Iconicon: The Angel of the North
In this extract from his new book Iconicon, John Grindrod discusses the creation of the idea of the Angel of the North, by artist Antony Gormley.

The idea of cultural regeneration was pushed on by Frank Gehry's design for a Guggenheim art gallery in Bilbao, a former industrial Spanish city in decline. They needed the building to do for Bilbao what the Sydney Opera House had done for Australia,' explained Gehry.1 From the moment it opened in 1997, it was a huge success. 'After it was built people started to go to Bilbao,' said Gehry, and that changed the economics of the city.’2 Over a million visitors a year came to explore Gehry's strange melted metallic structure, sitting on the waterfront like a deconstructed version of Frank Lloyd Wright's streamlined original in New York. Gehry's building also saw the emergence of the architectural 'icon' as a way to describe this form of enterprising city branding. 'Icon' is a strange word here for such a complex and hard to memorise form. Rather than representing the city with a simple swoosh or easily doodled tower playing on elements of the city's heritage, the success of this building was how its complex oddness became its greatest virtue. The secret was its uniqueness. And so suddenly dozens of other cities wanted to demonstrate their own uniqueness - in exactly the same way. 'Since Bilbao I get called to do "Frank Gehry buildings",' said Gehry. ‘They actually say that to me.’3 Everyone wanted an icon to regenerate a former industrial area, to bring life back into the city. By the end of the twentieth century, Britain had more than its share of Bilbaos awaiting regeneration, thanks to deindustrialisation in Scotland, Northern Ireland, Wales and the English north, Midlands and south-west. In 1979, 30 per cent of Britain's national income came from an already declining manufacturing sector, which still employed almost seven million people. By the end of 2010 it had dropped by almost two-thirds. Particularly badly hit was the north-east of England, where the number of manufacturing jobs nearly halved between 1997 and 2011.
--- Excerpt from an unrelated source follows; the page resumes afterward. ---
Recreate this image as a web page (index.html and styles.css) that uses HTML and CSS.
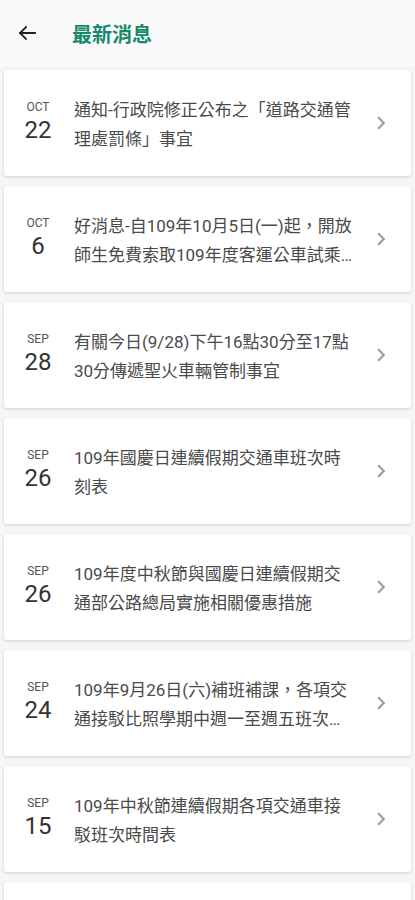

By the mid-1990s, Andrew Dixon, deputy for Northern Arts, was pitching for £250 million to build new arts and cultural facilities across the region, with a focus on the decaying quayside at Gateshead. ‘People said Andrew you're completely bonkers, where on earth are you going to get £250m?’ recalled Paul Collard. After all, that was more than the Arts Council total grant for the whole year. The saviour of the plan was the National Lottery. 'Nobody expected the amount of money that the lottery raised to become available,' said Paul. 'Suddenly there was this tidal wave of money available for arts capital projects. And the problem was the Arts Council, who had been battered by Margaret Thatcher for a decade, had actually run out of ideas about what to do. It was full of people with no ideas. But on the other hand there was this Andrew Dixon who had £250 million of ideas, which was the kind of scale of ideas that was necessary in order to spend all this money.' The only problem was that this funding needed to be matched. Dixon went to the European Union to see if they would part-fund it, and they said yes.

Gateshead had a history of commissioning large-scale art pieces, including a Garden Festival in 1990. This was the fourth of five festivals, starting with Liverpool in 1984 and including Stoke-on-Trent in 1986, Glasgow in 1988 and Ebbw Vale in 1992. Gateshead's had been on four sites of reclaimed industrial land, including the Dunston Staiths on the banks of the Tyne, near the MetroCentre, that early monument to out-of-town shopping. The Garden Festival had been Gateshead's first glimpse at culture-led regeneration. The following decade saw the potency of cultural branding for regeneration across the nation on an epic scale. Cool Britannia, the YBAS, Britpop, a fizzing combination of marketing and hype parcelling up art and pop as a commodity to sell Britain to the world, whether you were Damien Hirst or Oasis, Tracey Emin or Blur, Alexander McQueen or the Spice Girls. A cultural moment grew from the optimism, opportunism and boundless irony of these children of John Major. Young entrepreneurs began to experiment with what was possible in urban design too. You can see the intersection of pop, art and architecture in the work of then youthful developers such as Urban Splash and Beetham, and in a very different way, in unorthodox and challenging architectural practices such as feminist collective muf and postmodern revivalists FAT.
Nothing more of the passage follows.